What are the known problems on a 1971–1978 Eldorado?

Common concerns include rust under vinyl roof areas and in lower body sections, worn front suspension parts, aging CV boots, transaxle leaks or chain noise, failing vacuum-operated accessories, tired climate-control systems, and incomplete or damaged exterior trim. Optional electronic fuel injection cars require careful inspection because components and expertise are more specialized than for carbureted examples.

Are parts available for the Eldorado Coupe?

Mechanical service parts for the Cadillac V8s are generally obtainable, and many routine brake, ignition, cooling, and suspension items can be sourced. Eldorado-specific body trim, interior details, lenses, roof moldings, and Biarritz items are harder to find and often determine restoration difficulty.

How fast is a 1971–1978 Cadillac Eldorado Coupe?

Early 500-cu-in cars were capable of strong performance for their size, with period 0–60 mph results generally around the high-9 to low-11-second range. Later emissions-era and 425-cu-in cars are softer but still adequate for relaxed high-speed touring. Top speed commonly falls around the low-to-upper 110-mph range depending on year and condition.

Is the Eldorado Coupe front-wheel drive?

Yes. The 1971–1978 Eldorado Coupe uses a longitudinal front-engine, front-wheel-drive layout with the Turbo Hydra-Matic 425 automatic transaxle. It is one of the defining engineering features of the model.

Does the Eldorado Coupe handle well?

It handles as a large luxury coupe, not as a sports coupe. With fresh suspension, correct tires, and proper alignment, it is stable, secure, and composed at speed. It is not agile in the modern sense, and aggressive cornering quickly reveals its weight and soft luxury tuning.

What is the most collectible coupe version?

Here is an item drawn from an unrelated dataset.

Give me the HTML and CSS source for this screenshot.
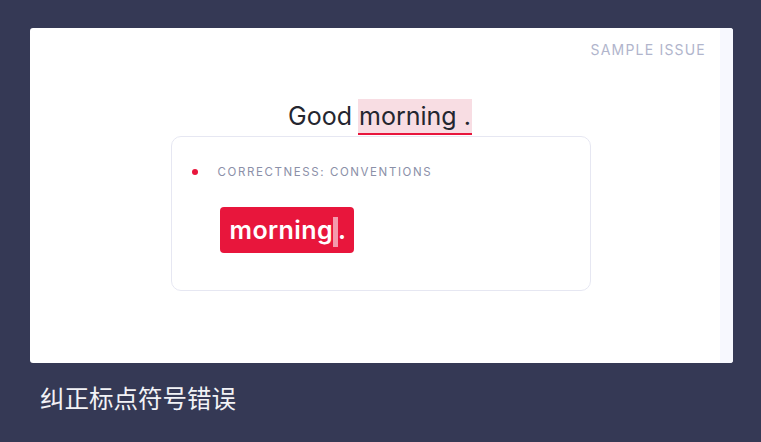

Desirable examples include early 500-cu-in cars, highly original low-mile coupes, well-optioned Biarritz-trim cars, unusual factory colors, and cars with complete documentation. Condition and completeness matter more than rarity claims.

Was the 1976 Eldorado Coupe the last Cadillac convertible?

No. The publicity around 1976 concerned the Eldorado Convertible, not the coupe. The coupe continued through 1978 in this generation, while the convertible became a separate collector story because Cadillac ended Eldorado convertible production after the 1976 model year.

Is the Eldorado Coupe expensive to restore?

It can be. Mechanical work is usually manageable compared with body, paint, trim, and interior restoration. A rusty or incomplete Eldorado can consume far more money than a sound, complete car bought at a higher initial price.